Nancy’s work has been exhibited in many galleries across the U.S. and Canada. While she has had additional careers in graphic design, as well as commercial and portrait photography, Nancy is most at home looking through the lens of a camera—taking photos of people, junk, buildings or the natural world. For Nancy, carrying her camera, whether on assignment or not, is reason to stop, look and find inspiration in whatever is in front of her.
Nancy met Mark Timmings on Saturna Island, where both were members of the Saturna Singers Choir. He sang tenor and she played cello. Mark’s nascent inspiration for the Wetland Project included photography and documentation for the initial recording of the project’s soundscape, and he invited Nancy to join as photographer. As the Wetland Project with Brady Marks continued to grow, Nancy spent more and more time with the frogs and birds in the small wetlands across from Mark’s house, camera in hand.
The marsh is a green and blue space, with splashes of gold, pink and orange. While a camera freezes time, Nancy’s photographs reveal the vibrant life that exists within that painterly field of water, sky, branches, grasses and mud. Through her photographs one can imagine, perhaps, how a tiny tree frog or sparrow perceives its world. The Wetland Project artists’ book features many of Nancy’s marsh photographs.

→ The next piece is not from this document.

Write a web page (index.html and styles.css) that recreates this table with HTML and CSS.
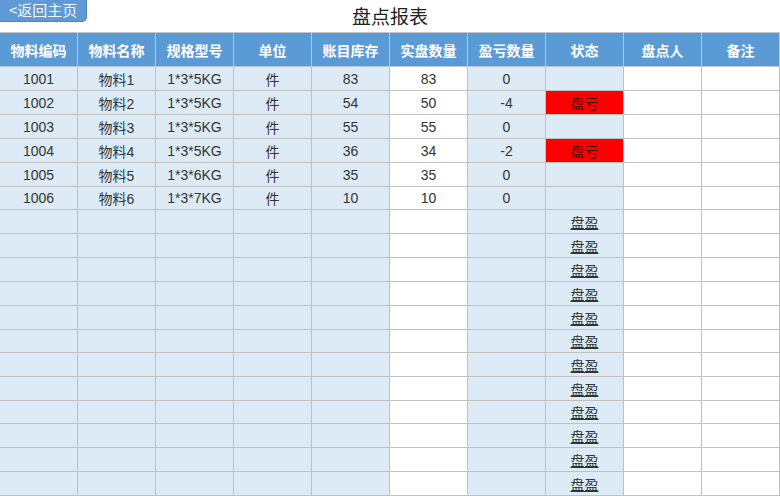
FILE: index.html
```html
<!DOCTYPE html>
<html lang="zh">
<head>
<meta charset="utf-8">
<title>盘点报表</title>
<link rel="stylesheet" href="styles.css">
</head>
<body>
<div class="topbar">
  <div class="left"><a class="back" href="#">&lt;返回主页</a></div>
  <h1 class="title">盘点报表</h1>
  <div class="right"></div>
</div>
<div class="sheet">
  <div class="h">物料编码</div><div class="h">物料名称</div><div class="h">规格型号</div><div class="h">单位</div><div class="h">账目库存</div><div class="h">实盘数量</div><div class="h">盈亏数量</div><div class="h">状态</div><div class="h">盘点人</div><div class="h">备注</div>

  <div class="b">1001</div><div class="b">物料1</div><div class="b">1*3*5KG</div><div class="b">件</div><div class="b">83</div><div class="w">83</div><div class="b">0</div><div class="b"></div><div class="w"></div><div class="w"></div>
  <div class="b">1002</div><div class="b">物料2</div><div class="b">1*3*5KG</div><div class="b">件</div><div class="b">54</div><div class="w">50</div><div class="b">-4</div><div class="red">盘亏</div><div class="w"></div><div class="w"></div>
  <div class="b">1003</div><div class="b">物料3</div><div class="b">1*3*5KG</div><div class="b">件</div><div class="b">55</div><div class="w">55</div><div class="b">0</div><div class="b"></div><div class="w"></div><div class="w"></div>
  <div class="b">1004</div><div class="b">物料4</div><div class="b">1*3*5KG</div><div class="b">件</div><div class="b">36</div><div class="w">34</div><div class="b">-2</div><div class="red">盘亏</div><div class="w"></div><div class="w"></div>
  <div class="b">1005</div><div class="b">物料5</div><div class="b">1*3*6KG</div><div class="b">件</div><div class="b">35</div><div class="w">35</div><div class="b">0</div><div class="b"></div><div class="w"></div><div class="w"></div>
  <div class="b">1006</div><div class="b">物料6</div><div class="b">1*3*7KG</div><div class="b">件</div><div class="b">10</div><div class="w">10</div><div class="b">0</div><div class="b"></div><div class="w"></div><div class="w"></div>

  <div class="b"></div><div class="b"></div><div class="b"></div><div class="b"></div><div class="b"></div><div class="w"></div><div class="b"></div><div class="b gain">盘盈</div><div class="w"></div><div class="w"></div>
  <div class="b"></div><div class="b"></div><div class="b"></div><div class="b"></div><div class="b"></div><div class="w"></div><div class="b"></div><div class="b gain">盘盈</div><div class="w"></div><div class="w"></div>
  <div class="b"></div><div class="b"></div><div class="b"></div><div class="b"></div><div class="b"></div><div class="w"></div><div class="b"></div><div class="b gain">盘盈</div><div class="w"></div><div class="w"></div>
  <div class="b"></div><div class="b"></div><div class="b"></div><div class="b"></div><div class="b"></div><div class="w"></div><div class="b"></div><div class="b gain">盘盈</div><div class="w"></div><div class="w"></div>
  <div class="b"></div><div class="b"></div><div class="b"></div><div class="b"></div><div class="b"></div><div class="w"></div><div class="b"></div><div class="b gain">盘盈</div><div class="w"></div><div class="w"></div>
  <div class="b"></div><div class="b"></div><div class="b"></div><div class="b"></div><div class="b"></div><div class="w"></div><div class="b"></div><div class="b gain">盘盈</div><div class="w"></div><div class="w"></div>
  <div class="b"></div><div class="b"></div><div class="b"></div><div class="b"></div><div class="b"></div><div class="w"></div><div class="b"></div><div class="b gain">盘盈</div><div class="w"></div><div class="w"></div>
  <div class="b"></div><div class="b"></div><div class="b"></div><div class="b"></div><div class="b"></div><div class="w"></div><div class="b"></div><div class="b gain">盘盈</div><div class="w"></div><div class="w"></div>
  <div class="b"></div><div class="b"></div><div class="b"></div><div class="b"></div><div class="b"></div><div class="w"></div><div class="b"></div><div class="b gain">盘盈</div><div class="w"></div><div class="w"></div>
  <div class="b"></div><div class="b"></div><div class="b"></div><div class="b"></div><div class="b"></div><div class="w"></div><div class="b"></div><div class="b gain">盘盈</div><div class="w"></div><div class="w"></div>
  <div class="b"></div><div class="b"></div><div class="b"></div><div class="b"></div><div class="b"></div><div class="w"></div><div class="b"></div><div class="b gain">盘盈</div><div class="w"></div><div class="w"></div>
  <div class="b"></div><div class="b"></div><div class="b"></div><div class="b"></div><div class="b"></div><div class="w"></div><div class="b"></div><div class="b gain">盘盈</div><div class="w"></div><div class="w"></div>
</div>
</body>
</html>
```
FILE: styles.css
```css
html, body {
  margin: 0;
  padding: 0;
  background: #ffffff;
}
body {
  font-family: "Liberation Sans", "Noto Sans CJK SC", sans-serif;
  color: #333333;
  width: 780px;
  overflow: hidden;
}
.topbar {
  display: grid;
  grid-template-columns: 1fr auto 1fr;
  height: 32px;
  align-items: start;
}
.left {
  display: flex;
  align-items: flex-start;
}
.back {
  display: block;
  box-sizing: border-box;
  width: 87px;
  height: 22px;
  padding-left: 9px;
  background: #5e9ad6;
  border: 1px solid #4a86c5;
  border-top: none;
  border-left: none;
  border-radius: 0 0 5px 0;
  color: #f2f7fc;
  font-family: "Noto Sans CJK SC", sans-serif;
  font-size: 15px;
  line-height: 20px;
  text-decoration: none;
  letter-spacing: 0;
}
.title {
  margin: 0;
  padding-top: 4px;
  font-family: "Noto Sans CJK SC", sans-serif;
  font-weight: 400;
  font-size: 19px;
  line-height: 24px;
  color: #222222;
}
.sheet {
  display: grid;
  grid-template-columns: repeat(10, 78px);
  grid-template-rows: 34px 24px 24px 24px 24px 24px 23px 24px 24px 24px 24px 24px 23px 24px 24px 23px 24px 24px 24px;
  border-top: 1px solid #c4c8cc;
}
.sheet > div {
  box-sizing: border-box;
  border-right: 1px solid #c0c0c0;
  border-bottom: 1px solid #c0c0c0;
  display: flex;
  align-items: center;
  justify-content: center;
  font-size: 14px;
  white-space: nowrap;
}
.h {
  background: #5b9bd5;
  color: #ffffff;
  font-family: "Noto Sans CJK SC", sans-serif;
  font-weight: 700;
  font-size: 14px;
  border-right-color: #b9c9da !important;
  border-bottom-color: #b9c9da !important;
}
.b {
  background: #ddebf7;
}
.w {
  background: #ffffff;
}
.red {
  background: #ff0000;
  color: #3a0000;
  font-family: "Noto Sans CJK SC", sans-serif;
}
.gain {
  font-family: "Noto Sans CJK SC", sans-serif;
  color: #333333;
  text-decoration: underline;
  text-underline-offset: 1px;
}
```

In 2013, the Saturna Singers performed Mark Timmings’s and Stephen Morris’s Narvaez Bay: Tidal Predictions for 2012. Nancy, on cello, played the drone of the sun. The choir sang the daily tide changes, and choir mistress Sharon Schermbrucker sang the twelve months of the moon.
Nancy has lived off-grid on Saturna Island on a remote mountain top for thirty years. She lives with her partner Richard, her dog and cat, in the house she built herself, guided by Housebuilding Illustrated by R.J. DeCristoforo.